I’m not sure the “Teflon” label really works, even if the mayor has gone three for three in his recent legal battles. A mayor who really embodied the non-stickiness of Teflon probably wouldn’t have been dragged into six months of grinding judicial war in the first place. Virtually every other Canadian politician has managed at least that.
But whatever you want to call him, it’s time now for Ford to get back to work.
It didn’t escape my notice yesterday that when Ford started to listing his mayoral accomplishments in his post-victory speech, virtually none of them came from the last six months of his term. Aside from a mention of this year’s budget — which he barely commented on as it was put together by former budget chief Mike Del Grande — all the major victories he listed came from well before his legal troubles began. Reading the speech, it’d be fair to assume that the mayor hasn’t really accomplished much lately.
That’s a frustrating reality to live in. Toronto is a city that needs strong leadership. Issues like the Toronto casino or the question of how to improve traffic congestion require a decisive voice. We haven’t had it.
But it also didn’t escape my notice that a new Forum Research opinion poll has Ford at a 48 per cent approval rating. That’s the highest it’s been in more than a year. I don’t expect it to stay in that range, but it seems likely that Ford’s overall popularity has been improved to some degree through his legal troubles.
I’ve got a pretty good guess as to why. When Ford is actually able to focus on the business of being the mayor, the question voters ask themselves is whether he has the right ideas for the city. His popularity rises and falls based on that criteria. But when the mayor is routinely in court fighting to keep his job, the question voters are forced to ask themselves is whether Ford deserves to be the mayor of Toronto.
And the answer to that question is, I think, pretty obvious for a lot of people: Yeah, of course he does. He won an election.

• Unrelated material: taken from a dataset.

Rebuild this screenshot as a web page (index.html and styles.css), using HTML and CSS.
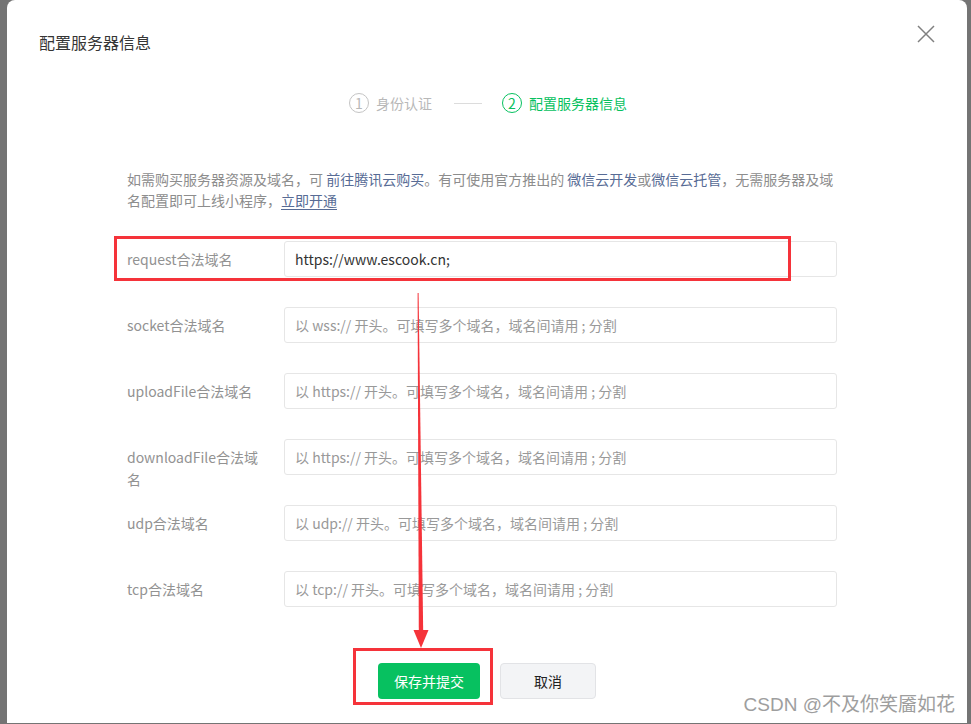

Don’t get me wrong. Aside from maybe the defamation suit, the cases brought against Ford were basically well-founded. That he was able to escape with no penalty sets at least a couple of bad precedents. In yesterday’s decision, it seemingly became legit to use a great deal of money from a family-owned company to finance an election bid. And after the conflict of interest case, there is now a precedent where a sitting councillor solicited money from lobbyists — for a good cause, sure, but that was always immaterial — and got away with it.
But there’s no use looking back. Love him or hate him, Teflon or not, Ford is the mayor. It’s in everyone’s best interest to get back to the business of running the city. For his supporters, Ford clearly needs a few more policy wins beyond his first-year achievements if he really wants to come up with a strong platform for reelection. For detractors, there’s a pattern that indicates that Ford is actually more popular when he’s stuck on the sidelines than when he’s actually trying to get things done. If the goal is to unseat the mayor in the 2014 municipal election, fighting him on policy grounds is a good place to start.
Either way, let’s hope this is the last we hear of our mayor in court.